The Bethlehem Area Vocational-Technical School is a career and technical school located in Bethlehem, Pennsylvania in the Lehigh Valley region of eastern Pennsylvania. The school was founded in 1965 when Bethlehem Area School District, Northampton Area School District, and Saucon Valley School District combined resources to form one vocational-technical school for its students to attend.

As of the 2023-24 school year, the school had 12 students and 37.5 classroom teachers on an FTE basis for a student–teacher ratio of 0.32, according to National Center for Education Statistics data.

==History==
===20th century===
The beginning of vocational education in the Bethlehem area began in 1918 when the Vocational Shop Program was started and located on East Fourth Street, where the South Side Boy's Club is now housed. From 1919 to 1934, a program named the Trade School was housed on Fourth Street in Bethlehem's Excelsior Building.

There was also a Vocational Industrial Department located in Liberty High School from 1922 to 1934. In 1934, that school housed seventh to twelfth grades; consequently, the Industrial Department was relocated to Broughal and Excelsior streets. Between 1934 and 1940, academic grades from ninth to twelfth were housed at Broughal along with drafting, cabinetmaking, pattern and printing shops while carpentry, electrical, electronics and machining were housed at the Excelsior.

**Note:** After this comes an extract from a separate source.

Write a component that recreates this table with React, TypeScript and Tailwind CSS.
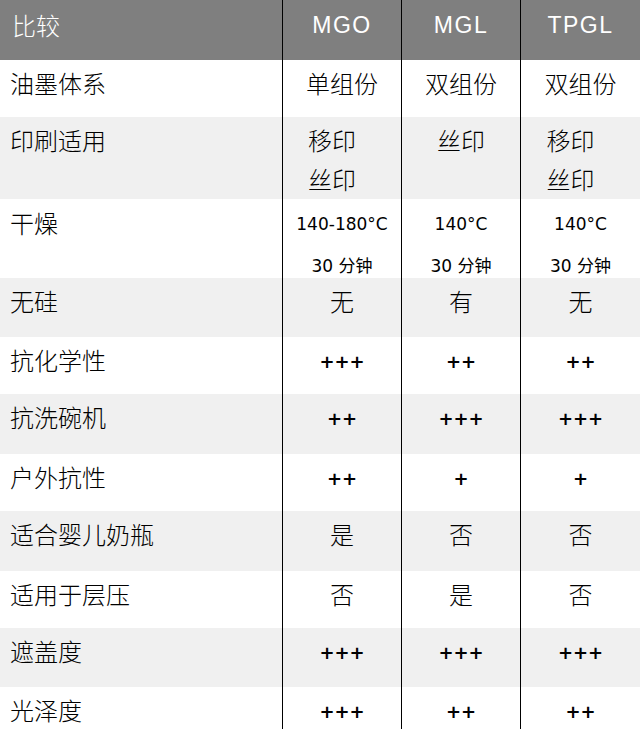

Bethlehem Technical High School was located at the Quinn Building for ninth to twelfth grades. It had 18 classrooms and 10 shops. The school even had its own graduation. In January 1956, vocational education was housed in the new annex building of Liberty High School, as a department. From 1956 to 1964, vocational education came under the supervision of the Liberty High School principal. In 1965, it was renamed to its current name, the Bethlehem Area Vocational-Technical School. In 1970, the school expended $3 million for the construction of its own building for the school, which built adjacent to Freedom High School in Bethlehem Township.

==Programs==
Currently BAVTS has 27 career and technical programs, which include:

- Academy of engineering
- Academy of medical sciences
- Athletic health and fitness
- Auto collision
- Auto technician
- Baking
- Building trades
- Cabinetmaking
- Carpentry
- Commercial art
- Computer networking and telecommunications
- Cosmetology
- Culinary arts
- Electrical construction
- Electronic engineering and manufacturing
- Esthetician
- Fashion industries
- Graphic communications
- Health careers
- Heating ventilation and air conditioning
- Masonry
- Plumbing
- Precision machining
- Protective services
- Video and media arts
- Web design and development
- Welding technologies

==Clubs==
Bethlehem Area Vocational-Technical School offers several options for club involvement. Some students are members of SkillsUSA and compete in their specific area of knowledge. Other clubs are affiliated with certain programs like Health Occupation Students of America is associated with the medical programs. Other clubs also include the National Technical Honor Society and MT6, the entrepreneurial club.

==Scholarships==
BAVTS began a scholarship program in 2001 by the Bridges Foundation. The Bridges Foundation was founded by Walter J. Dealtry and BAVTS administration to raise funds for career and technical student scholarships. BAVTS Bridges Foundation scholarship funds are available for qualified BAVTS high school seniors. Qualifying students will have their tuition waived for Continuing Education courses that offer advanced training and certification.

==Continuing education==
BAVTS' adult education department is the second-largest adult vocational-technical school in Pennsylvania as measured by the number of students completing courses. As a non-profit entity, the Continuing Education Department also shares teaching space and some essential core administrative services with Bethlehem Area Vocational-Technical School.